Epperò, epperò, c’è anche altro da dire. Il Fatto porta con sé due meriti che un giornalista non può non riconoscere, e un filo invidiare. Il primo è che è un giornale libero. Che non fa sconti a nessuno. Certo, il nemico uno è di gran lunga lui, sempre lui, fortissimamente lui, con la sua accolita. E il successo, d’altro canto, è dovuto a lui. Ma il quotidiano di Padellaro non risparmia nemmeno gli altri: da D’Alema a Montezemolo, da Penati a Bersani. E, soprattutto, quest’estate ha dato prova di grandissima onestà intellettuale criticando – come nessun altro ha avuto il coraggio di fare – la presenza e il discorso del presidente della Repubblica Giorgio Napolitano al meeting di Comunione e liberazione.
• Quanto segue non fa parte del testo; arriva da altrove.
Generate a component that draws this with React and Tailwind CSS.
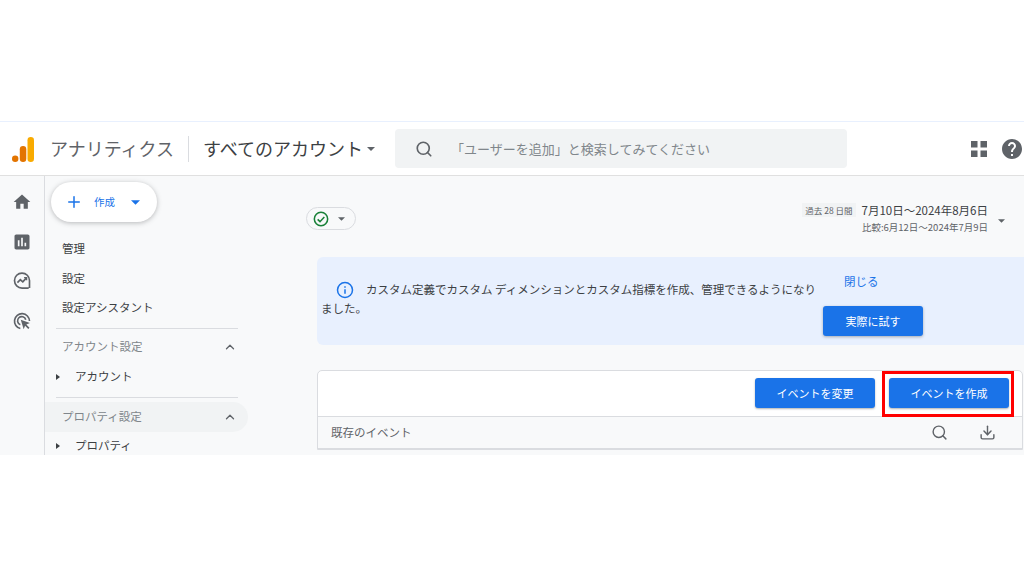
import React from 'react';
import { ChevronUp, Download, Plus, Search } from 'lucide-react';

const font = { fontFamily: '"Noto Sans CJK JP", "Liberation Sans", sans-serif' };

function Caret({ className }) {
  return (
    <svg viewBox="0 0 10 5" className={className} fill="currentColor">
      <path d="M0 0h10L5 5z" />
    </svg>
  );
}

function SideCaret() {
  return (
    <svg viewBox="0 0 4 6" className="w-[4px] h-[6px] text-[#3c4043]" fill="currentColor">
      <path d="M0 0l4 3-4 3z" />
    </svg>
  );
}

function Logo() {
  return (
    <svg viewBox="0 0 22 25" className="w-[22px] h-[25px]">
      <rect x="15.5" y="0" width="6.5" height="25" rx="3.2" fill="#f9ab00" />
      <rect x="7.8" y="9" width="6.5" height="16" rx="3.2" fill="#e37400" />
      <circle cx="3.2" cy="21.7" r="3.2" fill="#e37400" />
    </svg>
  );
}

function RailIcon({ children }) {
  return (
    <svg viewBox="0 0 24 24" className="w-[20px] h-[20px] text-[#5f6368]" fill="currentColor">
      {children}
    </svg>
  );
}

function Rail() {
  return (
    <div className="w-[45px] shrink-0 border-r border-[#dadce0] flex flex-col items-center pt-[16px] gap-[19.5px] pr-[1px]">
      <RailIcon>
        <path d="M10 20v-6h4v6h5v-8h3L12 3 2 12h3v8z" />
      </RailIcon>
      <RailIcon>
        <path d="M19 3H5c-1.1 0-2 .9-2 2v14c0 1.1.9 2 2 2h14c1.1 0 2-.9 2-2V5c0-1.1-.9-2-2-2zM9 17H7v-7h2v7zm4 0h-2V7h2v10zm4 0h-2v-4h2v4z" />
      </RailIcon>
      <RailIcon>
        <g fill="none" stroke="currentColor" strokeWidth="2">
          <path d="M20 20.5H12a9 9 0 1 1 9-9v9" />
          <path d="M6.5 14l3.5-3.5 3 2.5 4-4.5" />
          <path d="M14.5 8h3v3" strokeWidth="1.6" />
        </g>
      </RailIcon>
      <RailIcon>
        <g fill="none" stroke="currentColor" strokeWidth="2">
          <path d="M10 21a9 9 0 1 1 11-9" />
          <path d="M10 16.5a5 5 0 1 1 6.500-6" />
        </g>
        <path d="M10.500 10.500l11 4-4.300 1.700 3.800 3.800-1.500 1.500-3.800-3.800-1.700 4.300z" />
      </RailIcon>
    </div>
  );
}

function NavPanel() {
  return (
    <div className="w-[203px] shrink-0 pt-[6px] text-[11.5px] text-[#3c4043]">
      <div className="ml-[6px] w-[106px] h-[40px] rounded-full bg-white shadow-[0_1px_5px_rgba(60,64,67,0.35)] flex items-center pl-[14px] text-[#1a73e8]">
        <Plus className="w-[18px] h-[18px]" strokeWidth={2} />
        <span className="ml-[11px] text-[10.5px]">作成</span>
        <Caret className="w-[9px] h-[5px] ml-[16px]" />
      </div>
      <div className="mt-[12px] pl-[17px] flex flex-col">
        <div className="h-[30px] flex items-center">管理</div>
        <div className="h-[29px] flex items-center">設定</div>
        <div className="h-[30px] flex items-center">設定アシスタント</div>
      </div>
      <div className="ml-[11px] w-[182px] border-t border-[#dadce0] mt-[5px]" />
      <div className="pl-[17px] pr-[11px] h-[36px] flex items-center justify-between text-[#80868b]">
        <span>アカウント設定</span>
        <ChevronUp className="w-[14px] h-[14px] text-[#5f6368]" strokeWidth={2.2} />
      </div>
      <div className="h-[24px] pl-[11px] flex items-center">
        <SideCaret />
        <span className="ml-[15px]">アカウント</span>
      </div>
      <div className="ml-[11px] w-[182px] border-t border-[#dadce0] mt-[8px] mb-[4px]" />
      <div className="pl-[17px] pr-[11px] h-[30px] rounded-r-full bg-[#f1f3f4] flex items-center justify-between text-[#80868b]">
        <span>プロパティ設定</span>
        <ChevronUp className="w-[14px] h-[14px] text-[#5f6368]" strokeWidth={2.2} />
      </div>
      <div className="h-[28px] pl-[11px] flex items-center">
        <SideCaret />
        <span className="ml-[15px]">プロパティ</span>
      </div>
    </div>
  );
}

function Toolbar() {
  return (
    <div className="h-[81px] flex items-start">
      <div className="ml-[58px] mt-[31px] w-[50px] h-[23px] rounded-full border border-[#dadce0] flex items-center pl-[6px]">
        <svg viewBox="0 0 24 24" className="w-[16px] h-[16px] text-[#188038]" fill="none" stroke="currentColor" strokeWidth="2.300">
          <circle cx="12" cy="12" r="10" />
          <path d="M7 12.500l3.500 3.500 6.500-7" />
        </svg>
        <Caret className="w-[7px] h-[4px] ml-[9px] text-[#5f6368]" />
      </div>
      <div className="ml-auto mt-[27px] flex items-center">
        <div className="flex flex-col items-end">
          <div className="flex items-center">
            <span className="bg-[#f1f3f4] text-[#5f6368] text-[8.5px] h-[14px] px-[3px] flex items-center mr-[6px]">過去 28 日間</span>
            <span className="text-[11.5px] text-[#3c4043] leading-[14px]">7月10日〜2024年8月6日</span>
          </div>
          <span className="text-[9.5px] text-[#5f6368] mt-[3px] leading-[14px]">比較:6月12日〜2024年7月9日</span>
        </div>
        <Caret className="w-[7px] h-[4px] ml-[10px] mr-[19px] mt-[4px] text-[#5f6368]" />
      </div>
    </div>
  );
}

function Banner() {
  return (
    <div className="ml-[69px] h-[88px] rounded-l-[6px] bg-[#e8f0fe] flex">
      <p className="ml-[4px] w-[499px] mt-[23px] text-[11.5px] leading-[19px] text-[#3c4043]">
        <svg viewBox="0 0 24 24" className="inline-block w-[18px] h-[18px] ml-[15px] mr-[12px] align-[-5px] text-[#1a73e8]" fill="none" stroke="currentColor" strokeWidth="2">
          <circle cx="12" cy="12" r="10" />
          <path d="M12 11v6M12 7v2" />
        </svg>
        カスタム定義でカスタム ディメンションとカスタム指標を作成、管理できるようになりました。
      </p>
      <div className="ml-[3px] w-[100px] pt-[15px] flex flex-col">
        <span className="ml-[21px] text-[11.5px] leading-[18px] text-[#1a73e8]">閉じる</span>
        <button className="mt-[16px] h-[30px] rounded-[3px] bg-[#1a73e8] text-white text-[11px] shadow-[0_1px_3px_rgba(60,64,67,0.4)]">実際に試す</button>
      </div>
    </div>
  );
}

function EventsCard() {
  return (
    <div className="ml-[69px] mr-[1px] mt-[25px] border border-[#dadce0] rounded-t-[5px] bg-white">
      <div className="relative h-[46px] pt-[7px] pr-[13px] flex justify-end gap-[14px] border-b border-[#dadce0]">
        <button className="w-[120px] h-[30px] rounded-[3px] bg-[#1a73e8] text-white text-[11px] shadow-[0_1px_2px_rgba(60,64,67,0.4)]">イベントを変更</button>
        <button className="w-[120px] h-[30px] rounded-[3px] bg-[#1a73e8] text-white text-[11px] shadow-[0_1px_2px_rgba(60,64,67,0.4)]">イベントを作成</button>
        <div className="absolute right-[8px] top-[0px] w-[132px] h-[46px] border-[3px] border-[#ff0000]" />
      </div>
      <div className="h-[32px] bg-[#f8f9fa] border-b border-[#dadce0] flex items-center pl-[13px] pr-[26px] text-[11.5px] text-[#5f6368]">
        <span>既存のイベント</span>
        <Search className="ml-auto w-[17px] h-[17px]" strokeWidth={2} />
        <Download className="ml-[31px] w-[17px] h-[17px]" strokeWidth={2} />
      </div>
    </div>
  );
}

export default function App() {
  return (
    <div style={font} className="w-[1024px] h-[576px] bg-white overflow-hidden pt-[121px]">
      <div className="h-[55px] border-t border-[#e8f0fe] border-b border-b-[#e0e0e0] flex items-center overflow-hidden relative">
        <div className="ml-[12px] mt-[1px]"><Logo /></div>
        <span className="ml-[16px] text-[18px] text-[#5f6368] whitespace-nowrap">アナリティクス</span>
        <div className="ml-[14px] h-[26px] border-l border-[#dadce0]" />
        <span className="ml-[14px] text-[18px] text-[#3c4043] whitespace-nowrap">すべてのアカウント</span>
        <Caret className="ml-[4px] w-[8px] h-[4px] text-[#5f6368]" />
        <div className="ml-[20px] w-[453px] h-[39px] rounded-[4px] bg-[#f1f3f4] flex items-center">
          <Search className="ml-[20px] w-[18px] h-[18px] text-[#5f6368]" strokeWidth={2.2} />
          <span className="ml-[18px] text-[13px] text-[#80868b] whitespace-nowrap">「ユーザーを追加」と検索してみてください</span>
        </div>
        <svg viewBox="0 0 16 16" className="ml-[124px] w-[16px] h-[16px] text-[#5f6368] shrink-0" fill="currentColor">
          <path d="M0 0h6.500v6.500H0zM9.500 0H16v6.500H9.500zM0 9.500h6.500V16H0zM9.500 9.500H16V16H9.500z" />
        </svg>
        <svg viewBox="0 0 24 24" className="ml-[13px] w-[24px] h-[24px] text-[#5f6368] shrink-0" fill="currentColor">
          <path d="M12 2C6.480 2 2 6.480 2 12s4.480 10 10 10 10-4.480 10-10S17.520 2 12 2zm1 17h-2v-2h2v2zm2.070-7.750l-.9.920C13.450 12.900 13 13.500 13 15h-2v-.5c0-1.100.450-2.100 1.170-2.830l1.240-1.260c.37-.36.590-.86.590-1.410 0-1.100-.9-2-2-2s-2 .9-2 2H8c0-2.210 1.790-4 4-4s4 1.790 4 4c0 .88-.36 1.680-.93 2.250z" />
        </svg>
      </div>
      <div className="h-[279px] bg-[#f8f9fa] flex overflow-hidden">
        <Rail />
        <NavPanel />
        <div className="flex-1 min-w-0">
          <Toolbar />
          <Banner />
          <EventsCard />
        </div>
      </div>
    </div>
  );
}
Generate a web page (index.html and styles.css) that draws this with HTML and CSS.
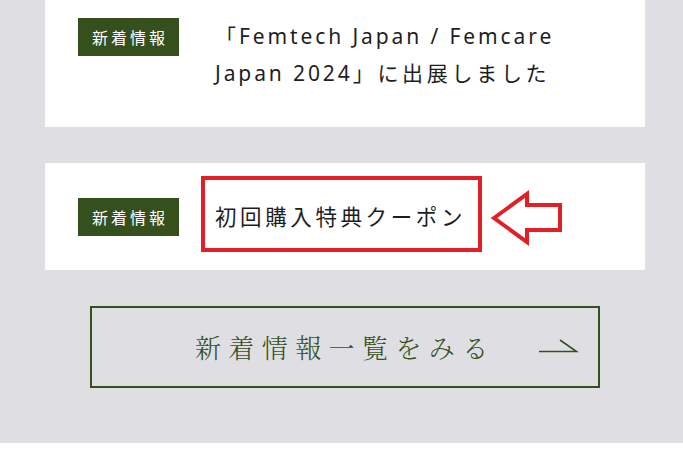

Perché, diciamoci la verità, a picchiare sul Cavaliere ormai sono bravi tutti, persino i più pavidi della prima ora; ben più delicato è invece muovere rilievi, e anche qualcosa di più, al Quirinale.
La libertà conduce dritta dritta alla seconda dote. Il Fatto ha ridato valore a un concetto che in Italia sembrava ormai bello che seppellito: la primazia della notizia. Senza guardare in faccia a nessuno. I nostri giudici sono i lettori, versano ogni giorno un euro e 20 centesimi ed è a loro che dobbiamo rispetto. Un concetto che ci riporta indietro, a Walter Lippmann quando sosteneva che un giornalista di fatto non ha amici e risponde solo alla propria coscienza. Il Fatto sembra aver tracciato una linea, quella del rigore cui un politico deve attenersi. E non deroga. Poi si può discutere del modo. Ma tiene il punto e i lettori lo sanno. E si fidano. Ogni giorno di più.
Anche il modo di scrivere gli articoli non è lasciato al caso. I titoli sono titoli, persino eccessivi, a volte fastidiosi al punto da sfociare nel ridicolo. Ma nel giornalismo di Travaglio e Padellaro il titolo che si presta a una duplice interpretazione non esiste. Così come non esiste un corsivo criptico. O una notizia ben nascosta al quarantesimo rigo, al riparo tra un’allusione e un inciso.
Lo so, quest’articolo non nasconde un po’ di invidia. È venuto così e quindi vuol dire che c’è. A me quel giornale non piace, spesso ne rido e mi diverto finanche a sbertucciarlo. Ma trasuda giornalismo. E passione. E questo va riconosciuto. Non a caso, se ne sono accorti anche gli italiani. Che poi, in fondo, così stupidi non sono.